Scalar field affects electromagnetic wave amplitude in interferometers

Exact wave solutions for scalar-electromagnetic coupled system

Potential signals indicating extra dimensions in gravitational wave data

Abstract

Detection of gravitational waves (GW) opened new windows on fundamental physics and it would be natural to search how the role of extra dimensional effects can be traced to gravitational wave physics. In this article, we consider a toy model of five dimensional pure gravity theory compactified on a circle. The resulting four dimensional theory is a scalar-Maxwell theory which is minimally coupled with gravity.
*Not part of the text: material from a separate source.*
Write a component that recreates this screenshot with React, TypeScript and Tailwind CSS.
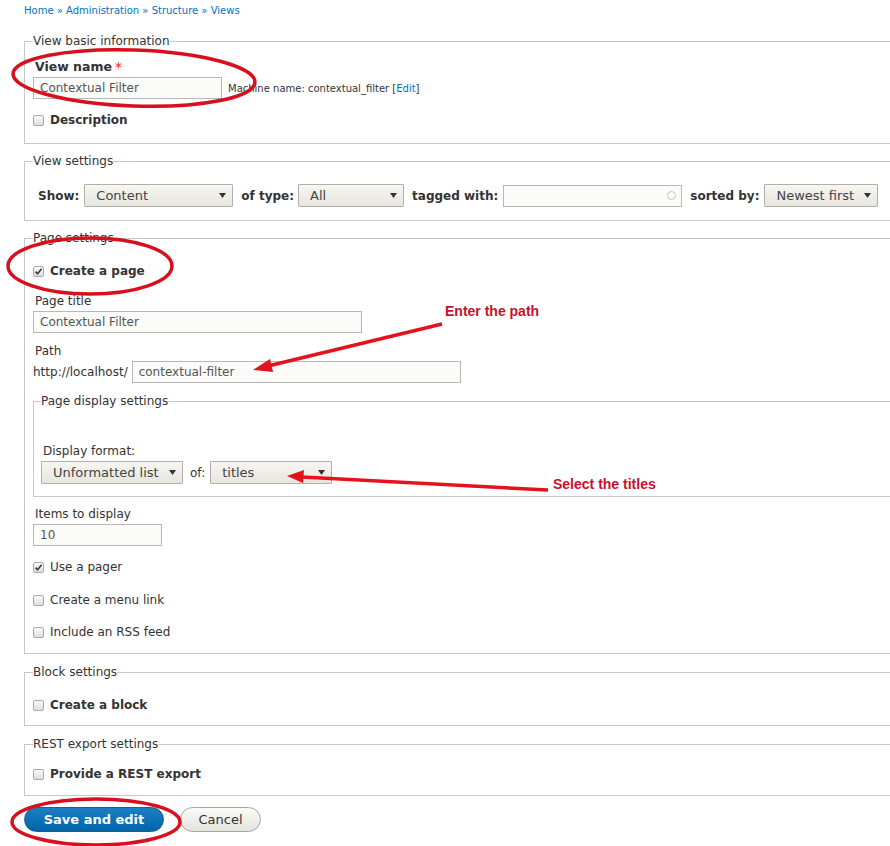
import React from "react";

const font = { fontFamily: '"DejaVu Sans", Verdana, sans-serif' };

function Check({ checked = false }: { checked?: boolean }) {
  return (
    <span className="inline-flex w-[11px] h-[11px] rounded-[2px] border border-[#a9a9a9] bg-gradient-to-b from-[#fafafa] to-[#dedede] items-center justify-center shrink-0">
      {checked && (
        <svg width="9" height="9" viewBox="0 0 9 9">
          <path d="M1.5 4.6 L3.6 6.8 L7.6 1.8" stroke="#3a3a3a" strokeWidth="1.6" fill="none" />
        </svg>
      )}
    </span>
  );
}

function Select({ label, w, pl = "pl-[11px]" }: { label: string; w: string; pl?: string }) {
  return (
    <div
      className={`${w} h-[23px] shrink-0 border border-[#b0afa8] rounded-[1px] bg-gradient-to-b from-[#f7f6f2] to-[#e6e5df] flex items-center justify-between ${pl} pr-[6px] text-[13px] font-normal text-[#444] whitespace-nowrap`}
    >
      <span>{label}</span>
      <svg width="7" height="5" viewBox="0 0 7 5">
        <path d="M0 0 H7 L3.5 5 Z" fill="#333" />
      </svg>
    </div>
  );
}

function Input({ value, w, extra }: { value?: string; w: string; extra?: React.ReactNode }) {
  return (
    <div
      className={`${w} h-[22px] shrink-0 border border-[#b8b8b8] bg-[#fbfbf9] flex items-center justify-between pl-[6px] pr-[5px] text-[12px] font-normal text-[#555]`}
    >
      <span>{value}</span>
      {extra}
    </div>
  );
}

function CheckRow({ label, checked, bold, mt }: { label: string; checked?: boolean; bold?: boolean; mt: string }) {
  return (
    <div className={`${mt} h-[16px] flex items-center gap-[6px] text-[12px] text-[#333] ${bold ? "font-bold" : ""}`}>
      <Check checked={checked} />
      <span>{label}</span>
    </div>
  );
}

export default function App() {
  return (
    <div className="relative w-[890px] h-[846px] overflow-hidden bg-white" style={font}>
      <div className="pl-[24px]">
        <div className="pt-[4px] text-[10px] leading-[14px] text-[#0074bd]">
          Home » Administration » Structure » Views
        </div>

        {/* View basic information */}
        <fieldset className="mt-[15px] w-[900px] border border-[#c8c8c8] px-[8px] pb-[15px]">
          <legend className="text-[12px] leading-[16px] text-[#333]">View basic information</legend>
          <div className="mt-[10px] h-[16px] pl-[2px] flex items-center text-[12.5px] font-bold text-[#333]">
            View name<span className="ml-[3px] text-[#e32700] font-normal text-[14px]">*</span>
          </div>
          <div className="mt-[2px] flex items-center gap-[6px]">
            <Input value="Contextual Filter" w="w-[189px]" />
            <span className="text-[10px] text-[#333]">
              Machine name: contextual_filter [<span className="text-[#0074bd]">Edit</span>]
            </span>
          </div>
          <CheckRow label="Description" bold mt="mt-[13px]" />
        </fieldset>

        {/* View settings */}
        <fieldset className="mt-[9px] w-[900px] border border-[#c8c8c8] px-[8px] pb-[13px]">
          <legend className="text-[12px] leading-[16px] text-[#333]">View settings</legend>
          <div className="mt-[15px] flex items-center pl-[5px] text-[12px] font-bold text-[#333] whitespace-nowrap">
            <span className="mr-[5px]">Show:</span>
            <Select label="Content" w="w-[149px]" />
            <span className="ml-[8px] mr-[4px]">of type:</span>
            <Select label="All" w="w-[106px]" />
            <span className="ml-[8px] mr-[5px]">tagged with:</span>
            <Input
              w="w-[179px]"
              extra={<span className="w-[9px] h-[9px] rounded-full border border-[#c4c4c4]" />}
            />
            <span className="ml-[8px] mr-[5px]">sorted by:</span>
            <Select label="Newest first" w="w-[114px]" />
          </div>
        </fieldset>

        {/* Page settings */}
        <fieldset className="mt-[9px] w-[900px] border border-[#c8c8c8] px-[8px] pb-[13px]">
          <legend className="text-[12px] leading-[16px] text-[#333]">Page settings</legend>
          <CheckRow label="Create a page" checked bold mt="mt-[17px]" />
          <div className="mt-[14px] h-[16px] pl-[2px] text-[12px] text-[#333] flex items-center">Page title</div>
          <div className="mt-[2px]">
            <Input value="Contextual Filter" w="w-[329px]" />
          </div>
          <div className="mt-[10px] h-[16px] pl-[2px] text-[12px] text-[#333] flex items-center">Path</div>
          <div className="mt-[2px] flex items-center gap-[4px] text-[12px] text-[#333]">
            <span>http://localhost/</span>
            <Input value="contextual-filter" w="w-[329px]" />
          </div>

          <fieldset className="mt-[10px] w-[880px] border border-[#c8c8c8] px-[7px] pb-[12px]">
            <legend className="text-[12px] leading-[16px] text-[#333]">Page display settings</legend>
            <div className="mt-[34px] h-[16px] pl-[2px] text-[12px] text-[#333] flex items-center">
              Display format:
            </div>
            <div className="mt-[2px] flex items-center text-[12px] text-[#333]">
              <Select label="Unformatted list" w="w-[142px]" />
              <span className="ml-[7px] mr-[5px]">of:</span>
              <Select label="titles" w="w-[122px]" />
            </div>
          </fieldset>

          <div className="mt-[9px] h-[16px] pl-[2px] text-[12px] text-[#333] flex items-center">Items to display</div>
          <div className="mt-[2px]">
            <Input value="10" w="w-[129px]" />
          </div>
          <CheckRow label="Use a pager" checked mt="mt-[13px]" />
          <CheckRow label="Create a menu link" mt="mt-[17px]" />
          <CheckRow label="Include an RSS feed" mt="mt-[16px]" />
        </fieldset>

        {/* Block settings */}
        <fieldset className="mt-[10px] w-[900px] border border-[#c8c8c8] px-[8px] pb-[12px]">
          <legend className="text-[12px] leading-[16px] text-[#333]">Block settings</legend>
          <CheckRow label="Create a block" bold mt="mt-[17px]" />
        </fieldset>

        {/* REST export settings */}
        <fieldset className="mt-[10px] w-[900px] border border-[#c8c8c8] px-[8px] pb-[13px]">
          <legend className="text-[12px] leading-[16px] text-[#333]">REST export settings</legend>
          <CheckRow label="Provide a REST export" bold mt="mt-[14px]" />
        </fieldset>

        <div className="mt-[11px] flex items-center gap-[16px]">
          <button className="w-[140px] h-[25px] rounded-full bg-gradient-to-b from-[#1a7fc4] to-[#0064a8] border border-[#1e5c90] text-white font-bold text-[13px]">
            Save and edit
          </button>
          <button className="w-[81px] h-[25px] rounded-full bg-gradient-to-b from-[#fbfbf8] to-[#e4e3dd] border border-[#a6a6a6] text-[#333] text-[13px]">
            Cancel
          </button>
        </div>
      </div>

      {/* annotations */}
      <svg className="absolute left-0 top-0 pointer-events-none" width="890" height="846" viewBox="0 0 890 846">
        <g fill="none" stroke="#d8101e" strokeWidth="3.5">
          <ellipse cx="134" cy="78" rx="121" ry="28" transform="rotate(2 134 78)" />
          <ellipse cx="90" cy="266" rx="82" ry="28" />
          <ellipse cx="96" cy="822" rx="84" ry="23" />
        </g>
        <g stroke="#e3121c" strokeWidth="3.5" fill="#e3121c">
          <line x1="442" y1="324" x2="268" y2="366" />
          <polygon points="253,370 270,359 273,372" stroke="none" />
          <line x1="548" y1="490" x2="302" y2="477" />
          <polygon points="287,476 304,470 303,483" stroke="none" />
        </g>
      </svg>
      <div
        className="absolute left-[445px] top-[301px] text-[14px] font-bold text-[#c8102e]"
        style={{ fontFamily: '"Liberation Sans", Arial, sans-serif' }}
      >
        Enter the path
      </div>
      <div
        className="absolute left-[553px] top-[474px] text-[14px] font-bold text-[#c8102e]"
        style={{ fontFamily: '"Liberation Sans", Arial, sans-serif' }}
      >
        Select the titles
      </div>
    </div>
  );
}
By finding the equations of motion for scalar, electric and magnetic fields , we would be able to find exact wave solutions of coupled equations which are zero mode solutions. We also perform perturbation in order to consider non-zero modes of electromagnetic fields .\\ Having these solutions at hand, we study the recombination of scalar-affected electromagnetic waves (EWs) in a typical Michelson interferometer. In particular , we obtain, up to to first order , the change of amplitude of electromagnetic power due to presence of this scalar field which may reveal some signals of extra dimension.